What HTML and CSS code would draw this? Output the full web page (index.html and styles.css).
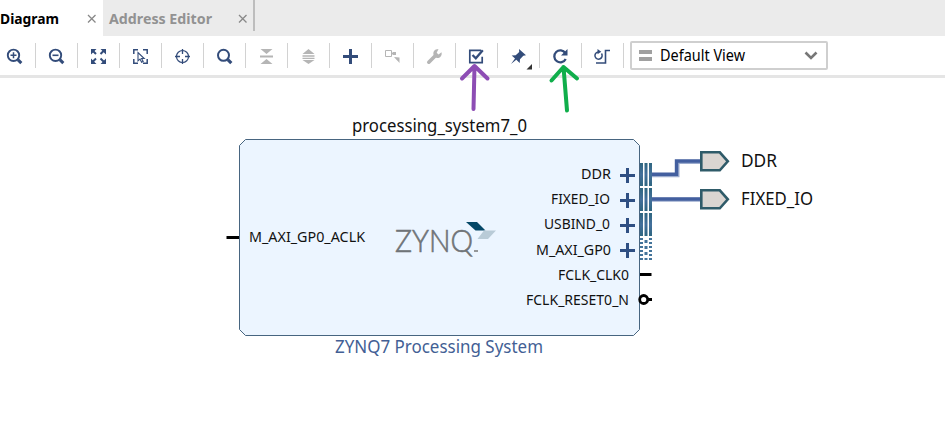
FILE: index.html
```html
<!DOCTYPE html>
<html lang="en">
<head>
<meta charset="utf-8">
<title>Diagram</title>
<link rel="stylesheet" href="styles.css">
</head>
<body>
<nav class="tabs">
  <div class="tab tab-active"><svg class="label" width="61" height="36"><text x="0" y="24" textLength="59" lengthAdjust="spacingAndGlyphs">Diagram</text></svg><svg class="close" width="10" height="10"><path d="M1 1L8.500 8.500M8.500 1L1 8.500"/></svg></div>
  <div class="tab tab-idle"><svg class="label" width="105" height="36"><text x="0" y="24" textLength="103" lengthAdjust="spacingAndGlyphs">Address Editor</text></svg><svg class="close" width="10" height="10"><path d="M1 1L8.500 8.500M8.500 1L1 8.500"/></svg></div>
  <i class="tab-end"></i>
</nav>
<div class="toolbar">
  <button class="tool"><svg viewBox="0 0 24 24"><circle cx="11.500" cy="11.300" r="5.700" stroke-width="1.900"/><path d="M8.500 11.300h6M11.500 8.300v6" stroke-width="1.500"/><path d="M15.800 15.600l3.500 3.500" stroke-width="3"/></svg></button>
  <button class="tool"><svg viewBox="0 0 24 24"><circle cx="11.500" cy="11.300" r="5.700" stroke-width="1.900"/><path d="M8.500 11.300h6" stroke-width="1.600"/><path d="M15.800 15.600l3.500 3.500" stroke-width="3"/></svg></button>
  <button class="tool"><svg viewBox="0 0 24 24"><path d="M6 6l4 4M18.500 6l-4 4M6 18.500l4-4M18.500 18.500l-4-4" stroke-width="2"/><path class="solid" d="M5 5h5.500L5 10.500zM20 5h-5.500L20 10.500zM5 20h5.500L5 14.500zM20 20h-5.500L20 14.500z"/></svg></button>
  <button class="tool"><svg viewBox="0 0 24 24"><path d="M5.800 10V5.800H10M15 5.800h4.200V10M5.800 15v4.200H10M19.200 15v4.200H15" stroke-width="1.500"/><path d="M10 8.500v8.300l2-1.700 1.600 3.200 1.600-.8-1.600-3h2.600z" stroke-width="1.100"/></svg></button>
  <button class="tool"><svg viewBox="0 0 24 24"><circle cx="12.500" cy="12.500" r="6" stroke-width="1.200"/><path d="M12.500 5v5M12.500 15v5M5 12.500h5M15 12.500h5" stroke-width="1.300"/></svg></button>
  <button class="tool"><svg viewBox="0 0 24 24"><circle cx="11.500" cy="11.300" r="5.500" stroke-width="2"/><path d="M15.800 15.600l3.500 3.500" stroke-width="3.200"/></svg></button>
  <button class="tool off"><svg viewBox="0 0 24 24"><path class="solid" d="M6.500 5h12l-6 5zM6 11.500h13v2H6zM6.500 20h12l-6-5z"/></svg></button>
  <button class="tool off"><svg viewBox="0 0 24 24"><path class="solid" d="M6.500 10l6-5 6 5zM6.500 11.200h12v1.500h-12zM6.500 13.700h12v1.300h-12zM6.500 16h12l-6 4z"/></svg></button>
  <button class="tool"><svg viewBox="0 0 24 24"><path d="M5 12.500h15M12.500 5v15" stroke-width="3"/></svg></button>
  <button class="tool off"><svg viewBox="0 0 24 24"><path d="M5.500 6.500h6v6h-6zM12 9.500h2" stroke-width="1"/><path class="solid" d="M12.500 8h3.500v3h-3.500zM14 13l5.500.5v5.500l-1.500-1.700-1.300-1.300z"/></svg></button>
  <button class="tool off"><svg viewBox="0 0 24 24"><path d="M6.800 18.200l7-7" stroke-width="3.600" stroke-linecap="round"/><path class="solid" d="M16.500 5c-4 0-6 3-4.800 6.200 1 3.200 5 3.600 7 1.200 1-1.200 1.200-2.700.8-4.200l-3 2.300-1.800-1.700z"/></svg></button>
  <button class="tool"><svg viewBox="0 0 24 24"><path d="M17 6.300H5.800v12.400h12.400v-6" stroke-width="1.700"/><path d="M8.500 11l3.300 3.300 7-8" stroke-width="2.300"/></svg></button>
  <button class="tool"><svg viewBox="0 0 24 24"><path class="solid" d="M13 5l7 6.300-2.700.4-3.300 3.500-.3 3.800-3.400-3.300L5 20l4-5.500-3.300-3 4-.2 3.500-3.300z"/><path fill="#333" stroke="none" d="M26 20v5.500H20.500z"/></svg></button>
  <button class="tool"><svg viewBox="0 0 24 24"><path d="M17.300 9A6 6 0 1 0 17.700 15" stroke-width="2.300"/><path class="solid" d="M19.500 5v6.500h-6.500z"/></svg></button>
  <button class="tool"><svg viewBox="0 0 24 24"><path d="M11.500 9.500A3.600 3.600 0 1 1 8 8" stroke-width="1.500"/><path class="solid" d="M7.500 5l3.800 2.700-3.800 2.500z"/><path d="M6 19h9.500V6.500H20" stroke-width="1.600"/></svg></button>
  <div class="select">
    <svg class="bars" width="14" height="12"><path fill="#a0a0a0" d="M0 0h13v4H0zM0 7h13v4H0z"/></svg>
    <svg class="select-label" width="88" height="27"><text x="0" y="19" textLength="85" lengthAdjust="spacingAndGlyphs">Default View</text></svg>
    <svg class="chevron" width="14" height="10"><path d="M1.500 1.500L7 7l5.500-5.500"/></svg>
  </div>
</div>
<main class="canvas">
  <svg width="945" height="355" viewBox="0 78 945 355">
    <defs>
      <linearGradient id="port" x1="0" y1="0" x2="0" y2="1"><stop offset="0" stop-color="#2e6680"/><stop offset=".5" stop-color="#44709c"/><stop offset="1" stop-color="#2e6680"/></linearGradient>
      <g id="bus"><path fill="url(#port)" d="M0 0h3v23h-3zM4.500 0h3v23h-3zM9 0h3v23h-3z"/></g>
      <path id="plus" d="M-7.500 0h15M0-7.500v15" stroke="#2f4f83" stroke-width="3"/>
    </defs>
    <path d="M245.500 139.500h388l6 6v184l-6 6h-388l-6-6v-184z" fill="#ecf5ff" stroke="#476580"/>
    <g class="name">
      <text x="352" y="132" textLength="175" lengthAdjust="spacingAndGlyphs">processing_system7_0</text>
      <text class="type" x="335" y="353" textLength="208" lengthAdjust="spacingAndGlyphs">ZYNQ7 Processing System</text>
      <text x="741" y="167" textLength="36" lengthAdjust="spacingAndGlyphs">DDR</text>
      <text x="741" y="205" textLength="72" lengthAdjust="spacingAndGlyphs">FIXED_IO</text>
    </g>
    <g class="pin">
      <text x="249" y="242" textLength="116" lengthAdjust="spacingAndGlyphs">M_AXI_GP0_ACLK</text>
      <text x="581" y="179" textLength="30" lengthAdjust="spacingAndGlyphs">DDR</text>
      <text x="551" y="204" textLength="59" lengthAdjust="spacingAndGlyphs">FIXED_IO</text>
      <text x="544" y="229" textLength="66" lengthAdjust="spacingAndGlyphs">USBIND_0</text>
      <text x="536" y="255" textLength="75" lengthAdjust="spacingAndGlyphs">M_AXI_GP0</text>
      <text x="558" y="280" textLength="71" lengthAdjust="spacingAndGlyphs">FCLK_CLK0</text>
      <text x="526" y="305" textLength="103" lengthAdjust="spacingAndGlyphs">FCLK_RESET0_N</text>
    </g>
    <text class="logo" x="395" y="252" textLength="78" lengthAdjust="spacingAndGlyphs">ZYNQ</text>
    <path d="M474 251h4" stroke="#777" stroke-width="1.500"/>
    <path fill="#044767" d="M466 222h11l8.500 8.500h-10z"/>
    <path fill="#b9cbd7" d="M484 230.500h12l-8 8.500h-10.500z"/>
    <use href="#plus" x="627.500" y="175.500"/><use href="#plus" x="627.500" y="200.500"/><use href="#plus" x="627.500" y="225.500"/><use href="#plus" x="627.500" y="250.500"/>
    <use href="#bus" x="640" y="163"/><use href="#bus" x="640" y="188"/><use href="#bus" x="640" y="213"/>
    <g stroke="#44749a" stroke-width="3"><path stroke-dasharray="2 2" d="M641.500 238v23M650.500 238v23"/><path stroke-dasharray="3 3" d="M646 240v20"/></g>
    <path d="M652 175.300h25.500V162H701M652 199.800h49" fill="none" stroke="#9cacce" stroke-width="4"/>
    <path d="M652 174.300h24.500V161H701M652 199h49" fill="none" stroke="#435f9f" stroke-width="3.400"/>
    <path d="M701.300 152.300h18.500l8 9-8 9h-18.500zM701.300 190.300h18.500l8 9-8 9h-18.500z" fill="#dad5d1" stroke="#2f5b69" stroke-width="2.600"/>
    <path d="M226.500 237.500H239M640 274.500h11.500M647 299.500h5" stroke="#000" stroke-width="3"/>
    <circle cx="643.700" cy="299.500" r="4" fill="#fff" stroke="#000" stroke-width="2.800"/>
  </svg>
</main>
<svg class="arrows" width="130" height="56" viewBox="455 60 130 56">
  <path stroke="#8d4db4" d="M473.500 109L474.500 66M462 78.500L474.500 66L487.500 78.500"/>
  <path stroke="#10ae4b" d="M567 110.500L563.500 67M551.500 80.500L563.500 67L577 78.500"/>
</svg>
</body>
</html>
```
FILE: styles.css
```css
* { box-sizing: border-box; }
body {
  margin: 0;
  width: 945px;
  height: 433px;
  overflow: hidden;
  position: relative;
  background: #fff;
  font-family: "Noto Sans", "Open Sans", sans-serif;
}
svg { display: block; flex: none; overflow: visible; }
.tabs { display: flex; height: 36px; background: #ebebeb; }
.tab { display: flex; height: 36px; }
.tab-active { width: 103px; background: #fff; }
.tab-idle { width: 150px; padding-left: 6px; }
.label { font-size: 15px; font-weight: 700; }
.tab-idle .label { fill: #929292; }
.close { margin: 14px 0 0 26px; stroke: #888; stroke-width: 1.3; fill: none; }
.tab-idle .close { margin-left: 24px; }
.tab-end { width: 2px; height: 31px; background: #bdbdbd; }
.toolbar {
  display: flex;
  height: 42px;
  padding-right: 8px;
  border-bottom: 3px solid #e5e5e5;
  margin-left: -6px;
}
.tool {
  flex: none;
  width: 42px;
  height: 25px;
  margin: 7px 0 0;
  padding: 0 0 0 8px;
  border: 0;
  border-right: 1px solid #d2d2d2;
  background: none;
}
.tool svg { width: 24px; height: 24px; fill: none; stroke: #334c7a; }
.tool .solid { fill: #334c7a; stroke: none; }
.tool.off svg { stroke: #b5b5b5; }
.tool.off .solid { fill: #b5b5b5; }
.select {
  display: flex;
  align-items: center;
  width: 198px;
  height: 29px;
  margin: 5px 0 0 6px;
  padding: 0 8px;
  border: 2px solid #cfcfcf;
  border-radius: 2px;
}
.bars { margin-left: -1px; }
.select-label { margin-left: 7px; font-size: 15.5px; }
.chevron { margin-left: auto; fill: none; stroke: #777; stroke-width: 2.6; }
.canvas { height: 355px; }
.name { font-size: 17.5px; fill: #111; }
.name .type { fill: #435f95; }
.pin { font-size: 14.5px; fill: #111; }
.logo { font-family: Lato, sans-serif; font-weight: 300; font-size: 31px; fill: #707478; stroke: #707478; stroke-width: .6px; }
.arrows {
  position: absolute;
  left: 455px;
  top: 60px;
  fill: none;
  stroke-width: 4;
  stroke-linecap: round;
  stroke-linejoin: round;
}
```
---
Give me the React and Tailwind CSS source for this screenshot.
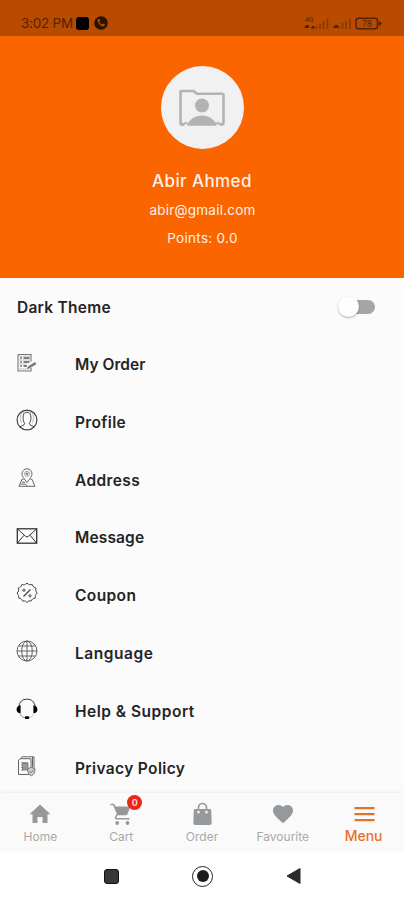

# Aim of the exercise
Work out how many lines of the data above contain the string "styles" and give the number alone.

# Result of this task
3